**RECORDED DATA:**
= = = =

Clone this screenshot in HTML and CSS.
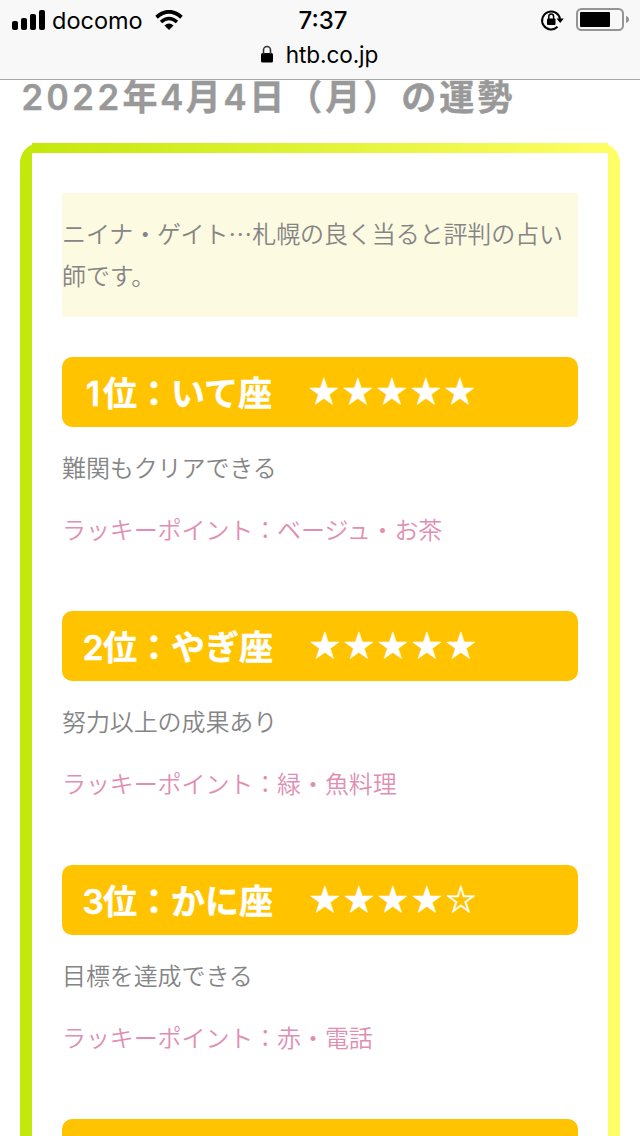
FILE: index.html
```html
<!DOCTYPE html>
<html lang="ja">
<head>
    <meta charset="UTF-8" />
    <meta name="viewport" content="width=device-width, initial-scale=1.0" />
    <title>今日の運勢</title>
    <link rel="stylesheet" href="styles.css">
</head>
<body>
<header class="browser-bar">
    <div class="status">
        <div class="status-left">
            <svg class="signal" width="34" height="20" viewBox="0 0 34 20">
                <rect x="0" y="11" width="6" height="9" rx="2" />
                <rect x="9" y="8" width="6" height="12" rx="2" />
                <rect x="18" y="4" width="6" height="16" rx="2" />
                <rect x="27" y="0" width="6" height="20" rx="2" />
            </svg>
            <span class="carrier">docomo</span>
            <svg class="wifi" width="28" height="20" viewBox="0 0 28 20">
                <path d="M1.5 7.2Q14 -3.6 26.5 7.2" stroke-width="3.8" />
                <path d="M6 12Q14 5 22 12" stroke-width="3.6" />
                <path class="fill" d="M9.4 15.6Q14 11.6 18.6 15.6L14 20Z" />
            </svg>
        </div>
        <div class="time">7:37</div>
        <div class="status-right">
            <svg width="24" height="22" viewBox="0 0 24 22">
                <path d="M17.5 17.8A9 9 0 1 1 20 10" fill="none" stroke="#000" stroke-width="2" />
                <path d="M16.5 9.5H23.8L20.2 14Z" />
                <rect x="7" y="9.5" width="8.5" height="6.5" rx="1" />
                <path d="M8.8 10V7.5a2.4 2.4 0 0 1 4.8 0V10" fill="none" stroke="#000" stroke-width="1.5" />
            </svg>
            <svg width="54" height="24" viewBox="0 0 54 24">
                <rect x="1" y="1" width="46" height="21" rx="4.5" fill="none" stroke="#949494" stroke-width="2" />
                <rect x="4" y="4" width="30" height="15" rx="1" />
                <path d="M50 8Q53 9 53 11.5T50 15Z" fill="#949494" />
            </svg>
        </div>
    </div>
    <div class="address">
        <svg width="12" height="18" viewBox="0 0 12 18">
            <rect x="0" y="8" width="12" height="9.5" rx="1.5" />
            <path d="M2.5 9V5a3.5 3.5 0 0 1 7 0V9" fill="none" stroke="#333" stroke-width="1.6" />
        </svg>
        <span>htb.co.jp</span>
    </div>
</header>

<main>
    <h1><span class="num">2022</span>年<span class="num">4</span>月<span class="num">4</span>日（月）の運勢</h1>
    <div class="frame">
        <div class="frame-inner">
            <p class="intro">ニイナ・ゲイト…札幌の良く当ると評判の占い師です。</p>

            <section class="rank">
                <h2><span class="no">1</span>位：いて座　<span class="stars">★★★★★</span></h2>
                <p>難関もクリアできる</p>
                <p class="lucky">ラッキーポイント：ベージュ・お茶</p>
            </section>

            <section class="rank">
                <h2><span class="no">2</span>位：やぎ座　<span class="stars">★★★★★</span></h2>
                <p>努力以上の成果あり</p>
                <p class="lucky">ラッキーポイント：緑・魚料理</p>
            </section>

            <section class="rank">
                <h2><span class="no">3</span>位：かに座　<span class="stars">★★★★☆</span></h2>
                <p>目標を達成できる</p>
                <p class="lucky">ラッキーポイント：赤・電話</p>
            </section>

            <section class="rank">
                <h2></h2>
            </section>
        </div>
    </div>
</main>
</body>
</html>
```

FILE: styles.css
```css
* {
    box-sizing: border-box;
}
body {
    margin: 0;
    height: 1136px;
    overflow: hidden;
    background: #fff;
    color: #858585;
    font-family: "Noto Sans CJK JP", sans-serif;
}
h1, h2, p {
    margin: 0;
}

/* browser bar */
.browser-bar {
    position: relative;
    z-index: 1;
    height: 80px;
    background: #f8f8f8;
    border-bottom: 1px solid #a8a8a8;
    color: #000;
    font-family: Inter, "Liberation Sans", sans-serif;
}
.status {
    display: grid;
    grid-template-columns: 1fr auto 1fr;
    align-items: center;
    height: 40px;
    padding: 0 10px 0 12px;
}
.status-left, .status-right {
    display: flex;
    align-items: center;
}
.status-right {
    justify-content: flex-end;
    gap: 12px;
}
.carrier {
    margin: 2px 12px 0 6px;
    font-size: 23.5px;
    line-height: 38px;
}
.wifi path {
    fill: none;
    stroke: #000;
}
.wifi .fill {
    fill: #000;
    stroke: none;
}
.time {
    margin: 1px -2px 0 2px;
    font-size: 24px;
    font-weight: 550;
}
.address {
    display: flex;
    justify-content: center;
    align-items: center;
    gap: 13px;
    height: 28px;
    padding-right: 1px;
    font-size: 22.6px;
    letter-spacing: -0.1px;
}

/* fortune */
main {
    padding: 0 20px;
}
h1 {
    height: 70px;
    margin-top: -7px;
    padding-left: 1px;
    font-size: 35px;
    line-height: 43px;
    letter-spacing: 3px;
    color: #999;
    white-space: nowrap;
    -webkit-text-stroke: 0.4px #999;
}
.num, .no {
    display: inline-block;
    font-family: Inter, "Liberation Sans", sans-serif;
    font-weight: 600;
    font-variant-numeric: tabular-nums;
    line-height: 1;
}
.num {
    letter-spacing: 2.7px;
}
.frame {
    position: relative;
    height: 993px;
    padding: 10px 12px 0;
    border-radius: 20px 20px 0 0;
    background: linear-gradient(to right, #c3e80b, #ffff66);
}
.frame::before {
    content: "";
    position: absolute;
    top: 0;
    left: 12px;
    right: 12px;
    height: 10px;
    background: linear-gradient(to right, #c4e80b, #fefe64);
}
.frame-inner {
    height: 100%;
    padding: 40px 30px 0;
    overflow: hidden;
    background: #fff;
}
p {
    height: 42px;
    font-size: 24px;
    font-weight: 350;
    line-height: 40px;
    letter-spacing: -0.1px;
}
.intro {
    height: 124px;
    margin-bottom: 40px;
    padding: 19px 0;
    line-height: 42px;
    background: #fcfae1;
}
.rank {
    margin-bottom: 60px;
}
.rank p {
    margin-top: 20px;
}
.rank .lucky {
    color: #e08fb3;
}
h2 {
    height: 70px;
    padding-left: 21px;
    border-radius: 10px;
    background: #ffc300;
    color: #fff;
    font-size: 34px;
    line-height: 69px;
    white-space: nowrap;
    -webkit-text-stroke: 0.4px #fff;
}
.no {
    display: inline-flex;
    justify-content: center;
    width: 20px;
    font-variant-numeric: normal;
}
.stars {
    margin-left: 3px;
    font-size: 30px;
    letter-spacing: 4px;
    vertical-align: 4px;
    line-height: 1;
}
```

= = = =

**DESCRIPTION OF THE TASK:** Write out every line above exactly as it is, leaving out the pictures.

**RESULT OF THIS TASK:**
Clone this screenshot in HTML and CSS.
FILE: index.html
```html
<!DOCTYPE html>
<html lang="ja">
<head>
    <meta charset="UTF-8" />
    <meta name="viewport" content="width=device-width, initial-scale=1.0" />
    <title>今日の運勢</title>
    <link rel="stylesheet" href="styles.css">
</head>
<body>
<header class="browser-bar">
    <div class="status">
        <div class="status-left">
            <svg class="signal" width="34" height="20" viewBox="0 0 34 20">
                <rect x="0" y="11" width="6" height="9" rx="2" />
                <rect x="9" y="8" width="6" height="12" rx="2" />
                <rect x="18" y="4" width="6" height="16" rx="2" />
                <rect x="27" y="0" width="6" height="20" rx="2" />
            </svg>
            <span class="carrier">docomo</span>
            <svg class="wifi" width="28" height="20" viewBox="0 0 28 20">
                <path d="M1.5 7.2Q14 -3.6 26.5 7.2" stroke-width="3.8" />
                <path d="M6 12Q14 5 22 12" stroke-width="3.6" />
                <path class="fill" d="M9.4 15.6Q14 11.6 18.6 15.6L14 20Z" />
            </svg>
        </div>
        <div class="time">7:37</div>
        <div class="status-right">
            <svg width="24" height="22" viewBox="0 0 24 22">
                <path d="M17.5 17.8A9 9 0 1 1 20 10" fill="none" stroke="#000" stroke-width="2" />
                <path d="M16.5 9.5H23.8L20.2 14Z" />
                <rect x="7" y="9.5" width="8.5" height="6.5" rx="1" />
                <path d="M8.8 10V7.5a2.4 2.4 0 0 1 4.8 0V10" fill="none" stroke="#000" stroke-width="1.5" />
            </svg>
            <svg width="54" height="24" viewBox="0 0 54 24">
                <rect x="1" y="1" width="46" height="21" rx="4.5" fill="none" stroke="#949494" stroke-width="2" />
                <rect x="4" y="4" width="30" height="15" rx="1" />
                <path d="M50 8Q53 9 53 11.5T50 15Z" fill="#949494" />
            </svg>
        </div>
    </div>
    <div class="address">
        <svg width="12" height="18" viewBox="0 0 12 18">
            <rect x="0" y="8" width="12" height="9.5" rx="1.5" />
            <path d="M2.5 9V5a3.5 3.5 0 0 1 7 0V9" fill="none" stroke="#333" stroke-width="1.6" />
        </svg>
        <span>htb.co.jp</span>
    </div>
</header>

<main>
    <h1><span class="num">2022</span>年<span class="num">4</span>月<span class="num">4</span>日（月）の運勢</h1>
    <div class="frame">
        <div class="frame-inner">
            <p class="intro">ニイナ・ゲイト…札幌の良く当ると評判の占い師です。</p>

            <section class="rank">
                <h2><span class="no">1</span>位：いて座　<span class="stars">★★★★★</span></h2>
                <p>難関もクリアできる</p>
                <p class="lucky">ラッキーポイント：ベージュ・お茶</p>
            </section>

            <section class="rank">
                <h2><span class="no">2</span>位：やぎ座　<span class="stars">★★★★★</span></h2>
                <p>努力以上の成果あり</p>
                <p class="lucky">ラッキーポイント：緑・魚料理</p>
            </section>

            <section class="rank">
                <h2><span class="no">3</span>位：かに座　<span class="stars">★★★★☆</span></h2>
                <p>目標を達成できる</p>
                <p class="lucky">ラッキーポイント：赤・電話</p>
            </section>

            <section class="rank">
                <h2></h2>
            </section>
        </div>
    </div>
</main>
</body>
</html>
```

FILE: styles.css
```css
* {
    box-sizing: border-box;
}
body {
    margin: 0;
    height: 1136px;
    overflow: hidden;
    background: #fff;
    color: #858585;
    font-family: "Noto Sans CJK JP", sans-serif;
}
h1, h2, p {
    margin: 0;
}

/* browser bar */
.browser-bar {
    position: relative;
    z-index: 1;
    height: 80px;
    background: #f8f8f8;
    border-bottom: 1px solid #a8a8a8;
    color: #000;
    font-family: Inter, "Liberation Sans", sans-serif;
}
.status {
    display: grid;
    grid-template-columns: 1fr auto 1fr;
    align-items: center;
    height: 40px;
    padding: 0 10px 0 12px;
}
.status-left, .status-right {
    display: flex;
    align-items: center;
}
.status-right {
    justify-content: flex-end;
    gap: 12px;
}
.carrier {
    margin: 2px 12px 0 6px;
    font-size: 23.5px;
    line-height: 38px;
}
.wifi path {
    fill: none;
    stroke: #000;
}
.wifi .fill {
    fill: #000;
    stroke: none;
}
.time {
    margin: 1px -2px 0 2px;
    font-size: 24px;
    font-weight: 550;
}
.address {
    display: flex;
    justify-content: center;
    align-items: center;
    gap: 13px;
    height: 28px;
    padding-right: 1px;
    font-size: 22.6px;
    letter-spacing: -0.1px;
}

/* fortune */
main {
    padding: 0 20px;
}
h1 {
    height: 70px;
    margin-top: -7px;
    padding-left: 1px;
    font-size: 35px;
    line-height: 43px;
    letter-spacing: 3px;
    color: #999;
    white-space: nowrap;
    -webkit-text-stroke: 0.4px #999;
}
.num, .no {
    display: inline-block;
    font-family: Inter, "Liberation Sans", sans-serif;
    font-weight: 600;
    font-variant-numeric: tabular-nums;
    line-height: 1;
}
.num {
    letter-spacing: 2.7px;
}
.frame {
    position: relative;
    height: 993px;
    padding: 10px 12px 0;
    border-radius: 20px 20px 0 0;
    background: linear-gradient(to right, #c3e80b, #ffff66);
}
.frame::before {
    content: "";
    position: absolute;
    top: 0;
    left: 12px;
    right: 12px;
    height: 10px;
    background: linear-gradient(to right, #c4e80b, #fefe64);
}
.frame-inner {
    height: 100%;
    padding: 40px 30px 0;
    overflow: hidden;
    background: #fff;
}
p {
    height: 42px;
    font-size: 24px;
    font-weight: 350;
    line-height: 40px;
    letter-spacing: -0.1px;
}
.intro {
    height: 124px;
    margin-bottom: 40px;
    padding: 19px 0;
    line-height: 42px;
    background: #fcfae1;
}
.rank {
    margin-bottom: 60px;
}
.rank p {
    margin-top: 20px;
}
.rank .lucky {
    color: #e08fb3;
}
h2 {
    height: 70px;
    padding-left: 21px;
    border-radius: 10px;
    background: #ffc300;
    color: #fff;
    font-size: 34px;
    line-height: 69px;
    white-space: nowrap;
    -webkit-text-stroke: 0.4px #fff;
}
.no {
    display: inline-flex;
    justify-content: center;
    width: 20px;
    font-variant-numeric: normal;
}
.stars {
    margin-left: 3px;
    font-size: 30px;
    letter-spacing: 4px;
    vertical-align: 4px;
    line-height: 1;
}
```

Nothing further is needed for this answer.